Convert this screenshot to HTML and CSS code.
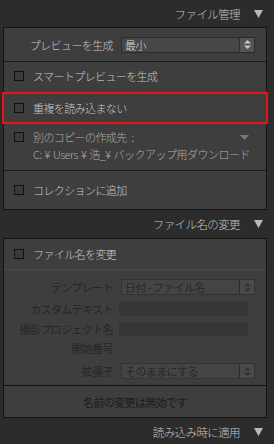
FILE: index.html
```html
<!DOCTYPE html>
<html lang="ja">
<head>
    <meta charset="UTF-8">
    <title>読み込み設定</title>
    <link rel="stylesheet" href="styles.css">
</head>
<body>

    <div class="sidebar">
        <div class="header">
            <span>ファイル管理</span>
            <svg class="tri" width="9" height="8" viewBox="0 0 9 8"><path d="M0 0H9L4.5 8Z" fill="#b8b8b8"/></svg>
        </div>
        <div class="panel">
            <div class="section sec-preview">
                <div class="field">
                    <span class="lbl">プレビューを生成</span>
                    <div class="select">
                        <span class="val">最小</span>
                        <span class="spin"><svg width="7" height="9" viewBox="0 0 7 9"><path d="M3.5 0L7 3.5H0Z M3.5 9L0 5.5H7Z" fill="#c8c8c8"/></svg></span>
                    </div>
                </div>
            </div>
            <div class="section sec-options">
                <div class="check-row"><span class="box"></span>スマートプレビューを生成</div>
                <div class="check-row marked"><span class="box"></span>重複を読み込まない</div>
                <div class="check-row copy">
                    <span class="box"></span><span class="dim">別のコピーの作成先 :</span>
                    <svg class="drop" width="9" height="5" viewBox="0 0 9 5"><path d="M0 0H9L4.5 5Z" fill="#7a7a7a"/></svg>
                </div>
                <div class="path">C: ¥ Users ¥ 浩_¥ バックアップ用ダウンロード</div>
            </div>
            <div class="section sec-collection">
                <div class="check-row"><span class="box"></span>コレクションに追加</div>
            </div>
        </div>

        <div class="header">
            <span>ファイル名の変更</span>
            <svg class="tri" width="9" height="8" viewBox="0 0 9 8"><path d="M0 0H9L4.5 8Z" fill="#b8b8b8"/></svg>
        </div>
        <div class="panel">
            <div class="section sec-rename">
                <div class="check-row"><span class="box"></span>ファイル名を変更</div>
            </div>
            <div class="section sec-fields off">
                <div class="field f-template">
                    <span class="lbl">テンプレート</span>
                    <div class="select">
                        <span class="val">日付 - ファイル名</span>
                        <span class="spin"><svg width="7" height="9" viewBox="0 0 7 9"><path d="M3.5 0L7 3.5H0Z M3.5 9L0 5.5H7Z" fill="#333"/></svg></span>
                    </div>
                </div>
                <div class="field f-text">
                    <span class="lbl">カスタムテキスト</span>
                    <div class="input"></div>
                </div>
                <div class="field f-text">
                    <span class="lbl">撮影プロジェクト名</span>
                    <div class="input"></div>
                </div>
                <div class="field f-start">
                    <span class="lbl">開始番号</span>
                </div>
                <div class="field f-ext">
                    <span class="lbl">拡張子</span>
                    <div class="select">
                        <span class="val">そのままにする</span>
                        <span class="spin"><svg width="7" height="9" viewBox="0 0 7 9"><path d="M3.5 0L7 3.5H0Z M3.5 9L0 5.5H7Z" fill="#333"/></svg></span>
                    </div>
                </div>
            </div>
            <div class="message">名前の変更は無効です</div>
        </div>

        <div class="header">
            <span>読み込み時に適用</span>
            <svg class="tri" width="9" height="8" viewBox="0 0 9 8"><path d="M0 0H9L4.5 8Z" fill="#b8b8b8"/></svg>
        </div>
    </div>

</body>
</html>
```

FILE: styles.css
```css
body {
    margin: 0;
    background-color: #2c2c2c;
    font-family: "Noto Sans CJK JP", "DejaVu Sans", sans-serif;
    font-weight: 300;
    font-size: 11px;
    letter-spacing: -0.6px;
    color: #c8c8c8;
}

.sidebar {
    width: 274px;
    height: 444px;
    overflow: hidden;
}

.header {
    height: 27px;
    display: flex;
    align-items: center;
    justify-content: flex-end;
    padding-right: 11px;
    color: #c2c2c2;
    font-size: 11.5px;
}

.header .tri {
    margin-left: 14px;
}

.panel + .header {
    height: 28px;
}

.panel {
    margin-left: 3px;
    width: 262px;
    border: 1px solid #151515;
    background-color: #3e3e3e;
}

.section {
    border-bottom: 1px solid #1c1c1c;
}

.section:last-child {
    border-bottom: none;
}

.sec-preview {
    height: 33px;
    display: flex;
    align-items: center;
}

.sec-options {
    padding-bottom: 8px;
}

.sec-collection {
    height: 38px;
    display: flex;
    align-items: center;
}

.field {
    display: flex;
    align-items: center;
}

.lbl {
    width: 109px;
    text-align: right;
    margin-right: 8px;
    white-space: nowrap;
}

.select {
    width: 132px;
    height: 14px;
    border: 1px solid #2a2a2a;
    background-color: #474747;
    display: flex;
    align-items: center;
    color: #dcdcdc;
}

.select .val {
    flex: 1;
    padding-left: 3px;
}

.select .spin {
    width: 14px;
    height: 14px;
    border-left: 1px solid #2e2e2e;
    background-color: #555;
    display: flex;
    align-items: center;
    justify-content: center;
}

.check-row {
    display: flex;
    align-items: center;
    height: 28px;
    padding-left: 10px;
    white-space: nowrap;
}

.box {
    width: 8px;
    height: 8px;
    border: 1px solid #111;
    background-color: #3a3a3a;
    margin-right: 9px;
    flex: none;
}

.check-row.marked {
    margin-top: 4px;
    outline: 2px solid #e8121a;
}

.check-row.copy {
    height: 18px;
    margin-top: 6px;
}

.dim {
    color: #acacac;
    word-spacing: 3px;
}

.check-row .drop {
    margin-left: auto;
    margin-right: 17px;
}

.path {
    height: 16px;
    line-height: 16px;
    padding-left: 29px;
    color: #acacac;
    letter-spacing: -0.5px;
    word-spacing: 1px;
    white-space: nowrap;
}

.sec-rename {
    border-bottom-color: #4a4a4a;
}

.sec-rename .check-row {
    height: 30px;
}

.sec-fields {
    padding-top: 9px;
    padding-bottom: 6px;
    border-bottom-color: #111;
}

.off {
    color: #262626;
    font-weight: 400;
}

.off .select {
    color: #282828;
    background-color: #444;
    border-color: #333;
}

.off .select .spin {
    background-color: #4a4a4a;
}

.f-text {
    margin-top: 6px;
}

.f-text + .f-text {
    margin-top: 4px;
}

.input {
    width: 129px;
    height: 14px;
    margin-left: -2px;
    background-color: #363636;
}

.f-start {
    height: 14px;
    margin-top: 4px;
}

.f-ext {
    margin-top: 8px;
}

.message {
    height: 31px;
    display: flex;
    align-items: center;
    justify-content: center;
    color: #1c1c1c;
    font-weight: 400;
}
```
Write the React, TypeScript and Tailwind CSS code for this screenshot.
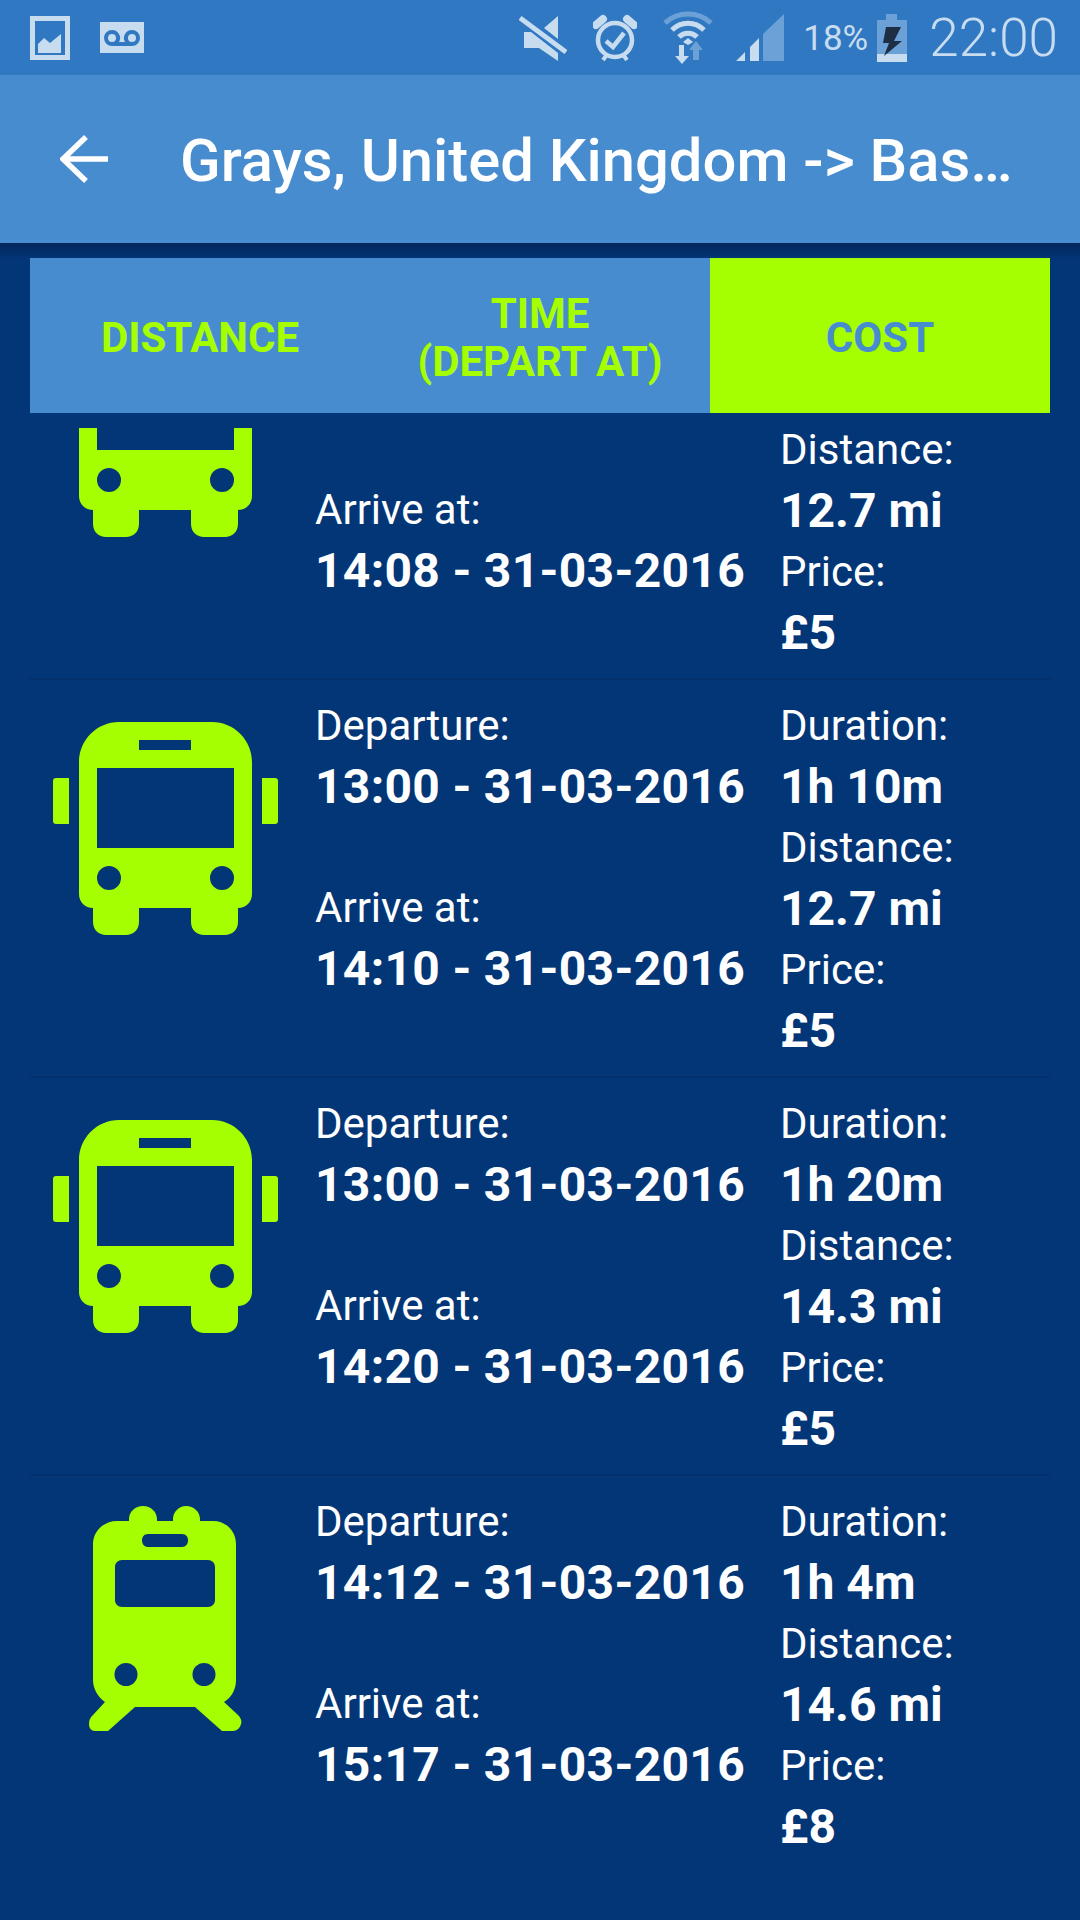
const LIME = "#a6ff00";

function BusIcon() {
  return (
    <svg width="270" height="250" viewBox="0 0 270 250" className="block">
      <path
        fill={LIME}
        fillRule="evenodd"
        d="M89 22H182C204 22 222 40 222 62V194C222 202 216 208 208 208V222C208 230 202 235 195 235H174C167 235 161 230 161 222V208H109V222C109 230 103 235 96 235H76C69 235 63 230 63 222V208C55 208 49 202 49 194V62C49 40 67 22 89 22ZM109 40V50H161V40ZM67 68V148H204V68ZM79 166A12 12 0 1 0 79 190A12 12 0 1 0 79 166ZM192 166A12 12 0 1 0 192 190A12 12 0 1 0 192 166Z"
      />
      <path fill={LIME} d="M26 78H39V124H26C24 124 23 123 23 121V81C23 79 24 78 26 78ZM232 78H245C247 78 248 79 248 81V121C248 123 247 124 245 124H232Z" />
    </svg>
  );
}

function TrainIcon() {
  return (
    <svg width="220" height="250" viewBox="0 0 220 250" className="block">
      <path
        fill={LIME}
        fillRule="evenodd"
        d="M57 31H69V29C69 22 75 16 83 16C91 16 97 22 97 29V31H113V29C113 22 119 16 126 16C134 16 140 22 140 29V31H153C166 31 176 41 176 54V190C176 199 172 207 164 212L178 225C181 228 182 231 181 234C180 238 177 241 173 241H162L135 217H75L48 241H35C31 241 29 238 29 234C29 230 30 228 33 225L45 212C38 207 33 199 33 190V54C33 41 44 31 57 31ZM88 44C84 44 82 47 82 50C82 54 84 57 88 57H122C126 57 128 54 128 50C128 47 126 44 122 44ZM62 70C58 70 55 73 55 77V110C55 114 58 117 62 117H148C152 117 155 114 155 110V77C155 73 152 70 148 70ZM66 173A11.5 11.5 0 1 0 66 196A11.5 11.5 0 1 0 66 173ZM144 173A11.5 11.5 0 1 0 144 196A11.5 11.5 0 1 0 144 173Z"
      />
    </svg>
  );
}

function Row({ train, dep, arr, dur, dist, price, last }: { train?: boolean; dep: string; arr: string; dur: string; dist: string; price: string; last?: boolean }) {
  return (
    <div className={`flex h-[398px] pt-[15px] text-white text-[42px] leading-[61px] ${last ? "" : "border-b-2 border-[#03306a]"}`}>
      <div className="w-[285px] shrink-0 relative">
        <div className={train ? "absolute left-[30px] top-[-1px]" : "absolute left-0 top-[5px]"}>
          {train ? <TrainIcon /> : <BusIcon />}
        </div>
      </div>
      <div className="w-[465px] shrink-0">
        <div>Departure:</div>
        <div className="font-bold text-[48px] tracking-[0.3px] whitespace-nowrap">{dep}</div>
        <div className="mt-[60px]">Arrive at:</div>
        <div className="font-bold text-[48px] tracking-[0.3px] whitespace-nowrap">{arr}</div>
      </div>
      <div>
        <div>Duration:</div>
        <div className="font-bold text-[48px]">{dur}</div>
        <div>Distance:</div>
        <div className="font-bold text-[48px]">{dist}</div>
        <div>Price:</div>
        <div className="font-bold text-[48px]">{price}</div>
      </div>
    </div>
  );
}

function StatusIcons() {
  const c = "#c8dcf0";
  const d = "#6ba1d6";
  return (
    <div className="flex items-center">
      <svg width="48" height="46" viewBox="0 0 48 46" className="mr-[26px]">
        <path fill={c} d="M39 1V24L25 13ZM5 17H12L39 38V46L20 33H5Z" />
        <path stroke={c} strokeWidth="5" d="M1 3L47 37" />
      </svg>
      <svg width="44" height="48" viewBox="0 0 44 48" className="mr-[26px]">
        <circle cx="22" cy="26" r="17" fill="none" stroke={c} strokeWidth="4.5" />
        <path fill="none" stroke={c} strokeWidth="4.5" d="M13 27L20 33L31 19" />
        <path stroke={c} strokeWidth="8" strokeLinecap="round" d="M3 11L10 5M41 11L34 5" />
        <path stroke={c} strokeWidth="4" d="M10 46L13 42M34 46L31 42" />
      </svg>
      <svg width="50" height="54" viewBox="0 0 50 54" className="mr-[23px]">
        <path fill="none" stroke={d} strokeWidth="5" d="M2 12C15 0 35 0 48 12" />
        <path fill="none" stroke={c} strokeWidth="5" d="M9 19C18 10 32 10 41 19" />
        <path fill="none" stroke={c} strokeWidth="5" d="M16 26C21 21 29 21 34 26" />
        <path fill={c} d="M25 27L30 31L25 34L20 31Z" />
        <path fill={c} d="M16 34H21V45H26L19 53L12 45H16Z" />
        <path fill={d} d="M33 30L40 39H36V49H30V39H26Z" />
      </svg>
      <svg width="48" height="47" viewBox="0 0 48 47" className="mr-[19px]">
        <path fill={c} d="M0 47L9 38V47ZM14 33L23 24V47H14Z" />
        <path fill={d} d="M27 20L48 0V47H27Z" />
      </svg>
      <span className="text-[#c8dcf0] text-[35px] leading-none font-['Roboto'] mr-[9px] pt-[1px]">18%</span>
      <svg width="30" height="48" viewBox="0 0 30 48" className="mr-[22px]">
        <path fill={d} d="M9 0H20V6H30V48H0V6H9Z" />
        <rect x="0" y="40" width="30" height="8" fill={c} />
        <path fill="#1e2f45" d="M9 13H24L17 27H25L7 42L12 29H6Z" />
      </svg>
      <span className="text-[#c8dcf0] text-[53px] leading-none font-light font-['Roboto'] pt-[1px]">22:00</span>
    </div>
  );
}

export default function App() {
  return (
    <div className="w-[1080px] h-[1920px] overflow-hidden flex flex-col bg-[#033677] font-['Roboto',sans-serif] relative">
      <div className="h-[75px] bg-[#3079c2] flex items-center justify-between pl-[30px] pr-[22px] shrink-0">
        <div className="flex items-center gap-[30px]">
          <svg width="40" height="44" viewBox="0 0 40 44">
            <path fill="#c8dcf0" fillRule="evenodd" d="M0 0H40V44H0ZM5 5V39H35V5ZM8 33V28L14 22L20 27L31 18V37H8Z" />
          </svg>
          <svg width="44" height="31" viewBox="0 0 44 31">
            <path fill="#c8dcf0" fillRule="evenodd" d="M0 0H44V31H0ZM12 8A8 8 0 0 0 12 24H32A8 8 0 0 0 32 8A8 8 0 0 0 25 20H19A8 8 0 0 0 12 8ZM12 12A4 4 0 1 1 12 20A4 4 0 1 1 12 12ZM32 12A4 4 0 1 1 32 20A4 4 0 1 1 32 12Z" />
          </svg>
        </div>
        <StatusIcons />
      </div>
      <div className="h-[168px] bg-[#488cd0] flex items-center shrink-0 relative z-10">
        <svg width="48" height="48" viewBox="0 0 48 48" className="ml-[60px]">
          <path fill="none" stroke="#fff" strokeWidth="5.5" d="M48 24H3M26 2L3 24L26 46" />
        </svg>
        <div className="ml-[72px] w-[840px] truncate text-white text-[59.75px] font-medium leading-[68px] pt-[3px]">
          Grays, United Kingdom -&gt; Bas…
        </div>
      </div>
      <div className="flex-1 relative flex flex-col min-h-0">
        <div className="absolute top-0 left-0 right-0 h-[16px] bg-gradient-to-b from-[#02265a] to-transparent z-10" />
        <div className="mt-[15px] mx-[30px] h-[155px] flex shrink-0 font-bold text-[42px] leading-[48px] text-center uppercase">
          <div className="w-[340px] bg-[#488cd0] text-[#a6ff00] flex items-center justify-center pt-[4px]">Distance</div>
          <div className="w-[340px] bg-[#488cd0] text-[#a6ff00] flex items-center justify-center pt-[5px]">Time<br />(Depart at)</div>
          <div className="w-[340px] bg-[#a6ff00] text-[#488cd0] flex items-center justify-center pt-[4px]">Cost</div>
        </div>
        <div className="mt-[15px] mx-[30px] flex-1 overflow-hidden">
          <div className="-mt-[146px]">
            <Row dep="13:00 - 31-03-2016" arr="14:08 - 31-03-2016" dur="1h 8m" dist="12.7 mi" price="£5" />
            <Row dep="13:00 - 31-03-2016" arr="14:10 - 31-03-2016" dur="1h 10m" dist="12.7 mi" price="£5" />
            <Row dep="13:00 - 31-03-2016" arr="14:20 - 31-03-2016" dur="1h 20m" dist="14.3 mi" price="£5" />
            <Row train last dep="14:12 - 31-03-2016" arr="15:17 - 31-03-2016" dur="1h 4m" dist="14.6 mi" price="£8" />
          </div>
        </div>
      </div>
    </div>
  );
}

■ ■ ■ ■

Problem to work on: Copy out all lines that carry the word "this".

Output of the task:
Convert this screenshot to HTML and CSS code.
Write the React, TypeScript and Tailwind CSS code for this screenshot.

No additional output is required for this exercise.